Penalties are up in the NFL over the last few seasons, and there are far too many stops and starts to an NFL game, both for commercials and for penalties. The league instituted more stringent illegal contact and defensive holding penalties a few years ago in hopes the league would course correct and stop committing those fouls. Instead, the flags have increased, but the violations haven’t ceased. People are actually mad there are too many fouls, so when a play like the hit on Matthews happens, the league is paralyzed.

Are there too many penalties or not enough? Make up your minds, America.

So it’s both, then? Or, is it neither.

That conversation wasn’t even about the NFL! Phew, this is confusing.

Thankfully Matthews was able to continue playing, but this conversation itself will continue long after Sunday’s game. Speaking of which, each Eagles Monday we take a look at the seven things people are still talking about the day after the Eagles game. While hit on Matthews will linger far beyond Monday morning, here are a few more quick notes about the game you can use at your watercooler or on Slack to make yourself sound like a football genius.

‘Ryan Mathews’ 109 yards: The best since WHEN?!!?’

NFL: Atlanta Falcons at Philadelphia Eagles
Credit: Eric Hartline-USA TODAY Sports

We wrote Sunday about Mathews’ performance, rushing for 109 yards and two scores in one of the five best games of his career, without question his best game in Eagles green.

What we didn’t mention was how long the Eagles went without a 100-yard rusher. Sunday’s win over the Falcons marked the first time a single rusher eclipsed the century mark since October 19, 2015 when DeMarco Murray rushed for 112 yards in a win over the New York Giants.

That’s a span of 20 games.

‘Home cooking, especially on defense’

NFL: Atlanta Falcons at Philadelphia Eagles
Credit: Eric Hartline-USA TODAY Sports

The Eagles are undefeated at home this season, thanks in large part to the defense.
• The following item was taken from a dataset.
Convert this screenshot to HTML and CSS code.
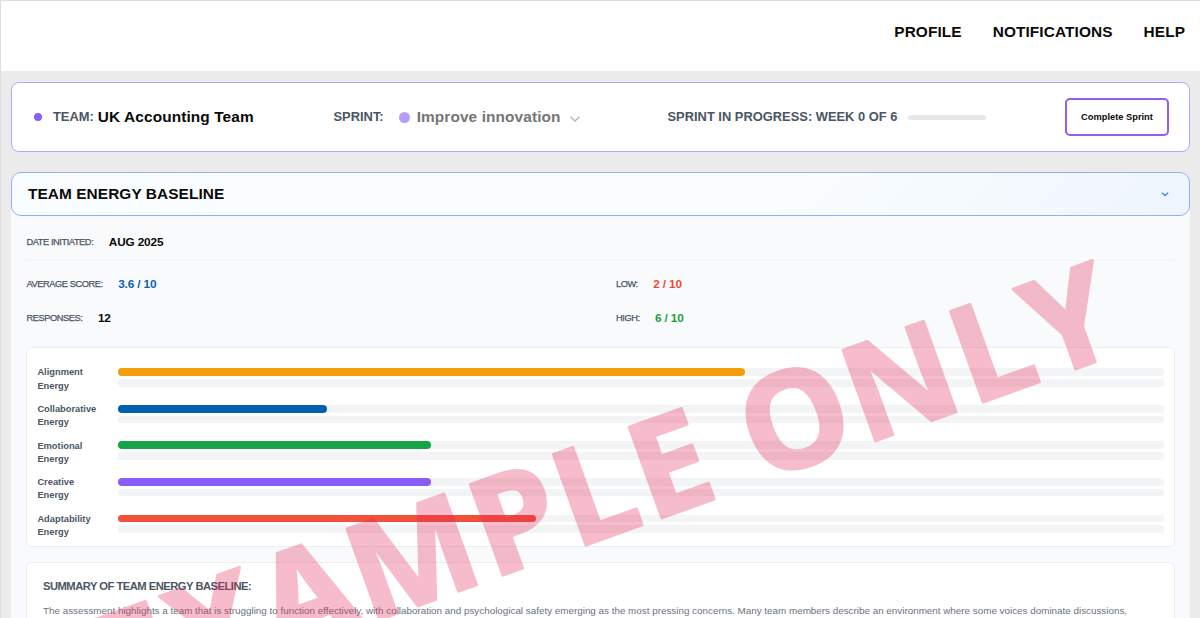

Through nine games, the Eagles defense and special teams (and offense on turnovers that went for scores) have given up 160 points, while the team has scored 226 in all three phases of the game.

Through nine games, the Eagles are averaging 23.6 points per game on the road and 26 points at home. They are giving up 24.4 points on the road and just 9.5 at home. The Eagles’ remaining home games are against Green Bay, Washington, New York and Dallas.
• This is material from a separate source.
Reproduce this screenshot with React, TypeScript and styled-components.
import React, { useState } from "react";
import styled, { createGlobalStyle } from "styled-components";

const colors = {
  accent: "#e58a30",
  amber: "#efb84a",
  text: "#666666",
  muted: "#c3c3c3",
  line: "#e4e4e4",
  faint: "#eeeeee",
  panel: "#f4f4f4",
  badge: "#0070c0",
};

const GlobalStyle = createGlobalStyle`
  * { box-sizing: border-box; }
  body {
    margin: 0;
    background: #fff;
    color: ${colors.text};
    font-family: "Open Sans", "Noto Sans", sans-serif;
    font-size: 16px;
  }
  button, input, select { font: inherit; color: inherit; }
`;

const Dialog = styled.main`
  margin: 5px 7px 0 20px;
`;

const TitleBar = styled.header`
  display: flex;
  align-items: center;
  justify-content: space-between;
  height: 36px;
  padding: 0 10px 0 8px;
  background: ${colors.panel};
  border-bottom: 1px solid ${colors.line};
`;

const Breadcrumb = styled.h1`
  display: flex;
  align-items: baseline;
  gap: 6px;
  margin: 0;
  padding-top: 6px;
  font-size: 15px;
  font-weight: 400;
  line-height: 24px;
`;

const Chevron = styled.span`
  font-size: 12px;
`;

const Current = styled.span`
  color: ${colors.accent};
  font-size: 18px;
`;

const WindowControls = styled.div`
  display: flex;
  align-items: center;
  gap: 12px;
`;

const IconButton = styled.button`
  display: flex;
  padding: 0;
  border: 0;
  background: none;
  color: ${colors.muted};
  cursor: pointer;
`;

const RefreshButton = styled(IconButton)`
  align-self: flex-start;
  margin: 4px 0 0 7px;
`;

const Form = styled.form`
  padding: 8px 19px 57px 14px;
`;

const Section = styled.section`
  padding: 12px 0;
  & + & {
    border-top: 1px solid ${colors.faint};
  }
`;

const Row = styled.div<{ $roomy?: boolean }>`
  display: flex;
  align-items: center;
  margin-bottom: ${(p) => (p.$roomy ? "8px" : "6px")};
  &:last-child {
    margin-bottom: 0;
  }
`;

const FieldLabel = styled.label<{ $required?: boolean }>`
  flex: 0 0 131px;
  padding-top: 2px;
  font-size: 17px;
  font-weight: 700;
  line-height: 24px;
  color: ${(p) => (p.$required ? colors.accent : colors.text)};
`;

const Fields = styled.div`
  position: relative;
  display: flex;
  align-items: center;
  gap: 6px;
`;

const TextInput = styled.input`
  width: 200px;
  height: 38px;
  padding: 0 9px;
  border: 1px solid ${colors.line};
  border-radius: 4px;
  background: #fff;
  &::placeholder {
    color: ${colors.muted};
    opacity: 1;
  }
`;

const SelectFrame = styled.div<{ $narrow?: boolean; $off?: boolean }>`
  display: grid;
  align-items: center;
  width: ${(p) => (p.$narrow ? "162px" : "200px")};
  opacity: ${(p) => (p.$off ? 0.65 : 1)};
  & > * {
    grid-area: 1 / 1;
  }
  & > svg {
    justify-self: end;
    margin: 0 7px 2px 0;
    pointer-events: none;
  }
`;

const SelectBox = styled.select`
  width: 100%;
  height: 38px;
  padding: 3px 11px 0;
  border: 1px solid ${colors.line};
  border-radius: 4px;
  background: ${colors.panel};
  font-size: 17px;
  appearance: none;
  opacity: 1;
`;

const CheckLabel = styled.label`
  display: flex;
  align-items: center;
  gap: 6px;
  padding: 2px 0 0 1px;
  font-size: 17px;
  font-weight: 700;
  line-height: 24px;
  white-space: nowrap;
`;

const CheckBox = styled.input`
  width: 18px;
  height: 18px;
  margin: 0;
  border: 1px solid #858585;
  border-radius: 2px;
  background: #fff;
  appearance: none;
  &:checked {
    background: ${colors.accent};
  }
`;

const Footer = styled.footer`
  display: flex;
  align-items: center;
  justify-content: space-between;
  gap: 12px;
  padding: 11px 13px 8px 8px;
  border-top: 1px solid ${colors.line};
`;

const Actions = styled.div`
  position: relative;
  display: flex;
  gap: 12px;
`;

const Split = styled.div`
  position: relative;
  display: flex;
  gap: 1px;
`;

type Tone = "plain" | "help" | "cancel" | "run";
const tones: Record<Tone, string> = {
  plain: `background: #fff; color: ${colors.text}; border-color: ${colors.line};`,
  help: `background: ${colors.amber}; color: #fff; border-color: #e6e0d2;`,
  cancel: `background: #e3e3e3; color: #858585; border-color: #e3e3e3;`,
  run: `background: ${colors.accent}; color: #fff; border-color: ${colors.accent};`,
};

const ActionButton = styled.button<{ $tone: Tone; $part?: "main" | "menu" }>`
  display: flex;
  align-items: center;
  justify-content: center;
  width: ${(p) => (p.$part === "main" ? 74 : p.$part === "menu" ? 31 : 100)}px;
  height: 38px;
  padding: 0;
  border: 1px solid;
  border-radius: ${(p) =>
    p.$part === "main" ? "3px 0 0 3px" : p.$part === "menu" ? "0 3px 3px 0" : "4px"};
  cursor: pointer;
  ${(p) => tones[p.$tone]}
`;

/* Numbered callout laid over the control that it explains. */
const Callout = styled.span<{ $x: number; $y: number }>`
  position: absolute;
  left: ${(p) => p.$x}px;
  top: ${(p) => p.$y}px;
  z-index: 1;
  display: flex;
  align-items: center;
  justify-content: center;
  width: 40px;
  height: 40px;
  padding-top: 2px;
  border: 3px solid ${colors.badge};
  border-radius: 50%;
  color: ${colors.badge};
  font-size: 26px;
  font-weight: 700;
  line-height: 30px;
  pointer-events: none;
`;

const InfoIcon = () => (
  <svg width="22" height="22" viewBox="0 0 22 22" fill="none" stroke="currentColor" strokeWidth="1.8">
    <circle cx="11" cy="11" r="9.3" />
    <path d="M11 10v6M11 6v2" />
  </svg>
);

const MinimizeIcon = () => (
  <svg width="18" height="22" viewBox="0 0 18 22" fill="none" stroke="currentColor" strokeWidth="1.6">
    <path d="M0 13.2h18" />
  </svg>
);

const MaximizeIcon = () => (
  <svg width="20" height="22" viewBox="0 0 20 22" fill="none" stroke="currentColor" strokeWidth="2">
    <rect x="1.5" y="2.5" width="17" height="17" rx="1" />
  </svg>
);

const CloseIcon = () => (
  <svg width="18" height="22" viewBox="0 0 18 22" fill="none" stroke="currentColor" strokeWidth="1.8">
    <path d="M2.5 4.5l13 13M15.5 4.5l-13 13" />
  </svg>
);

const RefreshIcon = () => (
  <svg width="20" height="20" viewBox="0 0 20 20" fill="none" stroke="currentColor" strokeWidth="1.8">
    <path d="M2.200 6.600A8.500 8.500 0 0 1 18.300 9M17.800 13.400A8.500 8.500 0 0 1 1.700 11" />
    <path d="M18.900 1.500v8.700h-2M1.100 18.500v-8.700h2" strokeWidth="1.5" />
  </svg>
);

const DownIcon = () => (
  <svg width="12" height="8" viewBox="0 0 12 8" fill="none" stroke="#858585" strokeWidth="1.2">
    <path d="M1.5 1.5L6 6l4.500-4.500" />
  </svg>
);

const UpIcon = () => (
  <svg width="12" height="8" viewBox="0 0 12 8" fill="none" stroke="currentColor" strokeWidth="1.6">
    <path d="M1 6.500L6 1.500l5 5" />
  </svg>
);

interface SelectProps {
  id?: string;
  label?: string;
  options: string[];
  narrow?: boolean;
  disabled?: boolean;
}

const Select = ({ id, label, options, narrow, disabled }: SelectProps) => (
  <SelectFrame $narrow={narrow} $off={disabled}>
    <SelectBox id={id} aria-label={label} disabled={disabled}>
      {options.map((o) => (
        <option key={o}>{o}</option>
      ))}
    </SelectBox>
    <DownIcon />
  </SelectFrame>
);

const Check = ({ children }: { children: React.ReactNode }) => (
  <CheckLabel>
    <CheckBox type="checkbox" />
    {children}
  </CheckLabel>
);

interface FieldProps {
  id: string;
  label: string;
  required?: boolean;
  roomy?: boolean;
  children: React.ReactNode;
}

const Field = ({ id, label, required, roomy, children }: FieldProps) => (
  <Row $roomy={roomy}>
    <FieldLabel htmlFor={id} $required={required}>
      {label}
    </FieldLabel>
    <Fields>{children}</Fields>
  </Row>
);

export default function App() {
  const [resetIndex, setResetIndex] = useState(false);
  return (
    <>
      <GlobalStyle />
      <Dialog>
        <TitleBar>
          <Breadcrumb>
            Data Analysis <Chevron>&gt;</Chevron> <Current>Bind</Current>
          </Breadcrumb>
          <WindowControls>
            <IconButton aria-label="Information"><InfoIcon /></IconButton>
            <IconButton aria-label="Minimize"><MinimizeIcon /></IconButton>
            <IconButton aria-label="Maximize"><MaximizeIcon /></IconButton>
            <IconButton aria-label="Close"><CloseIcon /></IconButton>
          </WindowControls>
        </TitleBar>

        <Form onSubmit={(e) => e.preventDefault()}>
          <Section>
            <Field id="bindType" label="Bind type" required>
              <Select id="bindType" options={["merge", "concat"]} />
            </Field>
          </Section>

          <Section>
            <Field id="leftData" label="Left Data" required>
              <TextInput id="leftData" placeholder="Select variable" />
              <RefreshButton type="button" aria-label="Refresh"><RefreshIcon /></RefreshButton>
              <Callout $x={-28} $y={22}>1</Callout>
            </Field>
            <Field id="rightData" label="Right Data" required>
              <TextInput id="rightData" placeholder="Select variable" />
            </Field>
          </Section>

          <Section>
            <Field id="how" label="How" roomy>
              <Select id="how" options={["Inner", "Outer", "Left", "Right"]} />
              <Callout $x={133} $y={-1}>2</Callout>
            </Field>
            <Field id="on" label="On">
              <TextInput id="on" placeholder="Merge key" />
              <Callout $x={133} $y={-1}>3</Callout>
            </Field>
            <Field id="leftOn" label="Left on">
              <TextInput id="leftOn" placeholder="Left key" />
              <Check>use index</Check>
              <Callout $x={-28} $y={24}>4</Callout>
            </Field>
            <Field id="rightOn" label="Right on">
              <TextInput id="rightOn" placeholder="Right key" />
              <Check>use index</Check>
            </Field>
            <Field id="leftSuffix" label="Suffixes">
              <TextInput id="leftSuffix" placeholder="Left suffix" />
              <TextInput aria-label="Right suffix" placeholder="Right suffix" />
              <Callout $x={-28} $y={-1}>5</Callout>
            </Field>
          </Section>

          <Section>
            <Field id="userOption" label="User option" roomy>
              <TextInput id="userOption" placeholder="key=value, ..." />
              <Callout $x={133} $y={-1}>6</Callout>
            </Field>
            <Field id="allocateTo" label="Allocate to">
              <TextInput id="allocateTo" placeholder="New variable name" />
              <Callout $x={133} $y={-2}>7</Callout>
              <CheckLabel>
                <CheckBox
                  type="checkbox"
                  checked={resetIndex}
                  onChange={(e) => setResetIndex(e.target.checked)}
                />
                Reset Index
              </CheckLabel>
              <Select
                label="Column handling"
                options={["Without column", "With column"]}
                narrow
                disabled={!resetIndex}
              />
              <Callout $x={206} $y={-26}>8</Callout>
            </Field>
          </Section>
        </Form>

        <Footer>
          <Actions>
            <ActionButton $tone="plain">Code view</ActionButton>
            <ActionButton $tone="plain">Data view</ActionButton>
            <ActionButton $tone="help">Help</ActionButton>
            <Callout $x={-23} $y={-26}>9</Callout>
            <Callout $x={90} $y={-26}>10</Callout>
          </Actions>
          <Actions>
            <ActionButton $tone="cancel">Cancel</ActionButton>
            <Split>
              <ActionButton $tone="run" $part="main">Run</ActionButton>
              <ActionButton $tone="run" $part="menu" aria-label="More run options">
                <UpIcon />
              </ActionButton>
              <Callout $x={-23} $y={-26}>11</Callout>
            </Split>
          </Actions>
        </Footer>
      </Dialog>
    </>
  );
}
‘The Red Zone offense needs to improve under Pederson’

NFL: Philadelphia Eagles at Dallas Cowboys
Credit: Tim Heitman-USA TODAY Sports

Caleb Sturgis attempted five field goals on Sunday, making three, with two of his makes coming from inside 30 yards.

The Eagles were 2-for-4 in red zone efficiency on Sunday, opting to kick a field goal from the two yard line instead of trying to go for it on fourth down (again); a decision that actually helped secure the win.

After the game, Pederson admitted that he changed his mind about kicking the field goal near the goal line during a timeout. “It just gave us more time to think about the situation,” he said about the decision to kick. “There was an opportunity there. My gut instinct was to go for it.”

He opted to send out Sturgis, which proved to be the correct call. Still, the inability to punch the ball in on third-and-inches is troublesome, especially as the Eagles head to Seattle next week. The Seahawks beat the New England Patriots on Sunday with a series of last-minute goal line stands.

‘The Eagles are the most penalized team in the NFC’

NFL: Pittsburgh Steelers at Philadelphia Eagles
Credit: Bill Streicher-USA TODAY Sports

The Eagles won Sunday despite another game with double-digit penalties.

Through nine games, the Eagles and Los Angeles Rams are tied with 75 penalties, the most in the NFC. The Oakland Raiders lead the NFL with 94 penalties and 112 total flags.

The Eagles have fewer flags than the Rams (81 to 88), but 10 of the Rams’ calls were declined and three were offsetting, to just six declined penalties for the Eagles.

The birds have benefitted from just 60 flags this season, one of the worst rates in the NFL.

‘Third-down defense won this game’

Mathews was very good and the offensive line was great at giving Carson Wentz time and opening holes for the running backs, but the Eagles held the best offense in football to just 15 points and 11 first downs on Sunday because of their ability to get off the field.

The Eagles held the Falcons to 2-of-11 on third down and 0-of-1 on fourth down in the game.

Philly had the ball for 38:10 to just 21:50 for Atlanta, in part because Jim Schwartz’s crew kept getting big stops short of the sticks on third down.

‘The playoff picture isn’t any clearer’

NFL: Philadelphia Eagles at Dallas Cowboys
Credit: Tim Heitman-USA TODAY Sports

Monday night the Bengals travel to New Jersey to face the Giants, a game that could have huge playoff ramifications in both conferences.

Dallas won a thriller in Pittsburgh Sunday afternoon to advance to 8-1. New York sits at 5-3, while Washington is 5-3-1. A win for the Giants will be huge in the NFC East, and the Wild Card.

The NFC North is a mess. Detroit is 5-4 and in first place. Minnesota was 5-0 and is now 5-4 and reeling. Green Bay is worse, now at 4-5.

The Falcons dropped to 6-4 in the South, but the Saints and Panthers couldn’t make up any ground, both losing as well. New Orleans is tied with Tampa at 4-5 while the defending NFC champs are 3-6.

The West is Seattle’s to lose, as the Seahawks improved to 6-2-1 with Sunday night’s win at New England. Arizona is 4-4 after a narrow win against San Francisco, who dropped to 1-8 in Chip Kelly’s first year. The Rams are 4-5.

So what does that all mean for the Eagles? It means they better hope Detroit wins the North, because they hold the tiebreaker over the Vikings but not the Lions. It also means they better hope the Giants lose, a lot, and Arizona doesn’t get hot.

Right now the NFC East would have three playoff teams. The problem is, none of them are the Eagles.